The Poor Pay the Price
I vividly recall a mother at a meeting of MP election candidates challenging them over the levels of tax and benefits. One of the panel tried to brush her off declaring tax and benefits “so complicated it was a matter best left to financial experts”. She interjected tellingly; ” those of us who have to pay the price can do the arithmetic, why can’t you?”.
As nearly seven million households of the poorest people are already paying over the odds for basic food, goods and services, there is according to the Centre for Social Justice already a ” poverty premium” which costs families £480 a year for higher food, prices in supermarkets, higher interest costs on credit, and higher energy costs and that was before the recent autumn emergency budget announcements. What’s more, the pressure on the budgets of the poorest is a result of years of austerity as well as rising inflation. The Office of National statistics shows the price of budget food in supermarkets rising by 17% in the year to September. Nearly one in three lone parents (and 10% of lone parents use foodbanks), are reported as now skipping meals . NHS data reveals that in2021/2022, over 10,000 patients were so malnourished they needed hospital care, an increase over 3,700 the previous year. The Food Foundation charity reported recently that four million children were living in homes without adequate access to food. Furthermore, more and more are calling on overstretched foodbanks.
Encouragingly, there was pressure to upgrade universal credit benefits in line with inflation and to be fair, despite the worst fears, the welfare budget was largely protected by the Chancellor’s decision to increase them by the current 10.1% inflation figure, though a week later inflation rose by another 1% and is now projected to rise further with more interest rises.
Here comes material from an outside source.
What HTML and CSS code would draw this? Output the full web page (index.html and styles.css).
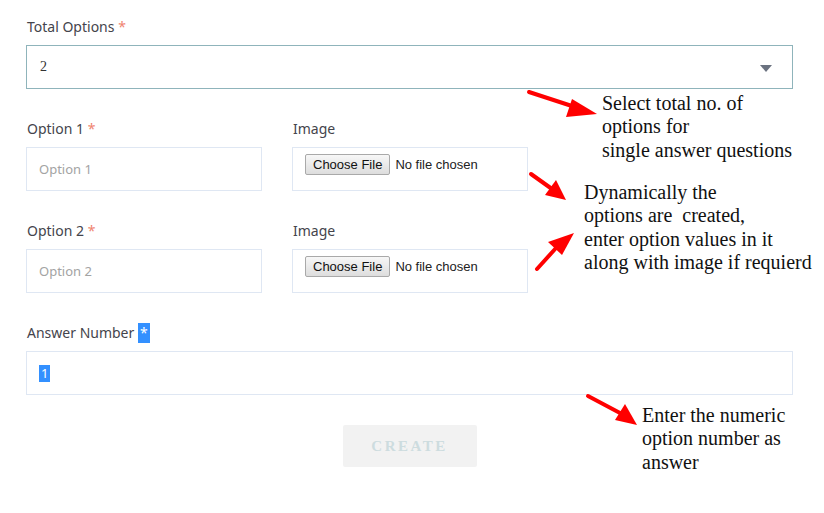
FILE: index.html
```html
<!DOCTYPE html>
<html lang="en">
<head>
<meta charset="utf-8">
<title>Create Question</title>
<link rel="stylesheet" href="styles.css">
</head>
<body>
<div class="page">
  <form class="form">
    <div class="field">
      <label class="label">Total Options <span class="req">*</span></label>
      <div class="select">
        <span class="select-value">2</span>
        <span class="caret"></span>
      </div>
    </div>

    <div class="row">
      <div class="field">
        <label class="label">Option 1 <span class="req">*</span></label>
        <input class="input" type="text" placeholder="Option 1">
      </div>
      <div class="field">
        <label class="label">Image</label>
        <div class="filebox"><input class="file" type="file"></div>
      </div>
    </div>

    <div class="row">
      <div class="field">
        <label class="label">Option 2 <span class="req">*</span></label>
        <input class="input" type="text" placeholder="Option 2">
      </div>
      <div class="field">
        <label class="label">Image</label>
        <div class="filebox"><input class="file" type="file"></div>
      </div>
    </div>

    <div class="field">
      <label class="label">Answer Number <span class="sel">*</span></label>
      <div class="input answer"><span class="sel sel-num">1</span></div>
    </div>

    <div class="actions">
      <button type="button" class="btn">CREATE</button>
    </div>
  </form>

  <svg class="arrows" width="824" height="513" viewBox="0 0 824 513">
    <g stroke="#ff0000" stroke-width="4" stroke-linecap="round" fill="#ff0000">
      <line x1="529" y1="92" x2="578" y2="108"/>
      <polygon points="597,114 572,99 566,117" stroke="none"/>
      <line x1="531" y1="174" x2="552" y2="189"/>
      <polygon points="566,200 556,180 545,195" stroke="none"/>
      <line x1="537" y1="269" x2="556" y2="248"/>
      <polygon points="574,233 548,242 562,255" stroke="none"/>
      <line x1="588" y1="396" x2="620" y2="413"/>
      <polygon points="637,425 625,404 615,420" stroke="none"/>
    </g>
  </svg>

  <p class="note note-1">Select total no. of<br>options for<br>single answer questions</p>
  <p class="note note-2">Dynamically the<br>options are&nbsp; created,<br>enter option values in it<br>along with image if requierd</p>
  <p class="note note-3">Enter the numeric<br>option number as<br>answer</p>
</div>
</body>
</html>
```

FILE: styles.css
```css
* { box-sizing: border-box; }

html, body {
  margin: 0;
  padding: 0;
  background: #ffffff;
}

.page {
  position: relative;
  width: 824px;
  height: 513px;
  overflow: hidden;
  font-family: "Noto Sans", "Open Sans", sans-serif;
}

.form {
  width: 767px;
  margin-left: 26px;
  padding-top: 17px;
  display: flex;
  flex-direction: column;
  gap: 30px;
}

.field {
  display: flex;
  flex-direction: column;
}

.label {
  font-size: 14px;
  line-height: 20px;
  height: 20px;
  color: #44444c;
  margin-bottom: 8px;
  padding-left: 1px;
}

.req {
  color: #f0846f;
}

.select {
  height: 44px;
  border: 1px solid #8fb4bb;
  display: flex;
  align-items: center;
  justify-content: space-between;
  padding: 0 20px 0 13px;
}

.select-value {
  font-family: "Liberation Serif", serif;
  font-size: 14px;
  color: #333;
}

.caret {
  width: 0;
  height: 0;
  border-left: 6px solid transparent;
  border-right: 6px solid transparent;
  border-top: 7px solid #6b7280;
  margin-top: 2px;
}

.row {
  display: grid;
  grid-template-columns: 236px 236px;
  column-gap: 30px;
}

.input {
  height: 44px;
  width: 100%;
  border: 1px solid #dfe7f3;
  padding: 0 12px;
  font-family: "Noto Sans", sans-serif;
  font-size: 13px;
  color: #333;
  background: #fff;
  outline: none;
}

.input::placeholder {
  color: #a3a3a3;
}

.filebox {
  height: 44px;
  border: 1px solid #dfe7f3;
  padding: 4px 12px 0;
}

.file {
  font-family: "Liberation Sans", Arial, sans-serif;
  font-size: 13px;
  color: #222;
}

.file::file-selector-button {
  font-family: "Liberation Sans", Arial, sans-serif;
  font-size: 13px;
  color: #111;
  height: 21px;
  padding: 0 7px;
  margin-right: 5px;
  border: 1px solid #a9a9a9;
  border-radius: 2px;
  background: linear-gradient(#f7f7f7, #dddddd);
}

.answer {
  display: flex;
  align-items: center;
}

.sel {
  background: #3390ff;
  color: #ffffff;
}

.label .sel {
  display: inline-block;
  height: 20px;
  padding: 0 2px;
}

.sel-num {
  display: inline-block;
  line-height: 17px;
  padding: 0 2px;
}

.actions {
  display: flex;
  justify-content: center;
}

.btn {
  width: 134px;
  height: 42px;
  border: none;
  border-radius: 2px;
  background: #f2f2f2;
  color: #cddcdf;
  font-family: "Liberation Serif", serif;
  font-weight: bold;
  font-size: 15px;
  letter-spacing: 2.5px;
  padding: 0;
}

.arrows {
  position: absolute;
  left: 0;
  top: 0;
  pointer-events: none;
}

.note {
  position: absolute;
  margin: 0;
  font-family: "Liberation Serif", "Times New Roman", serif;
  font-size: 20px;
  line-height: 23.3px;
  color: #111;
  white-space: nowrap;
}

.note-1 { left: 602px; top: 92px; }
.note-2 { left: 584px; top: 181px; }
.note-3 { left: 642px; top: 404px; }
```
As benefits and state pensions were generally protected, the budget deficit (largely the hole generated by the Truss and Kwarteng experiment) has been pushed forward into major national department cuts in the future(in the 2024 financial year). However, the pressure on local government has been increased. Local councils can raise more council tax but they are under pressure to provide more caring services, so they have to make cuts elsewhere, not least to that voluntary sector support to local communities. In other words, there is real pressure on support services to the poor.
Last but not least, though there is some direct cash support for energy costs for 3.8 million family budgets who now pay more than 30% on their fuel costs (up from 1.6 million) and the 7.5 million paying a fifth of their income on fuel, it still leaves those 4.5 million on prepayment meter in real difficulties. These include those on the lowest incomes and benefits and in rented properties who pay using a top up card, fob key or app. But they pay in advance and a higher tariff and made to repay any debts deducted from each top up leaving people with less money for their current energy needs. Recently debt agents employed by energy companies are increasingly using magistrate warrants to forcibly enter homes and put families on prepayment meters as a means of debt collection. The impact in increasingly dangerous self-disconnection. Citizens Advice bureau have joined others demanding an increase of energy help for the poorest who now have to beg for meter money. Windfall taxing energy suppliers who are still paying huge profits over to shareholders would go some way to redressing the energy inequalities but so would a tax reform that tackled ‘non dom’ avoiders, profit-rich banks and shareholders.
For the poorest, things will get worse after next April but so it will for those above universal credit faced with mortgage increase which will draw their incomes into the classic “poverty trap” just above benefit support levels but drastically income squeezed. By April around 8.4 million households will be in fuel poverty. That is the immediate crisis that needs radically addressing.
As Churches continuing as best we can to support food and clothing banks, pressing for enhanced school meal provision and putting on regular social activities in our church halls (to provide winter warm spaces) is imperative. But to tackle deep and increasing inequalities in income and wealth over recent years a much more radical overhaul perhaps rooted in the guidelines of our Catholic social teaching tradition is what we need to work for.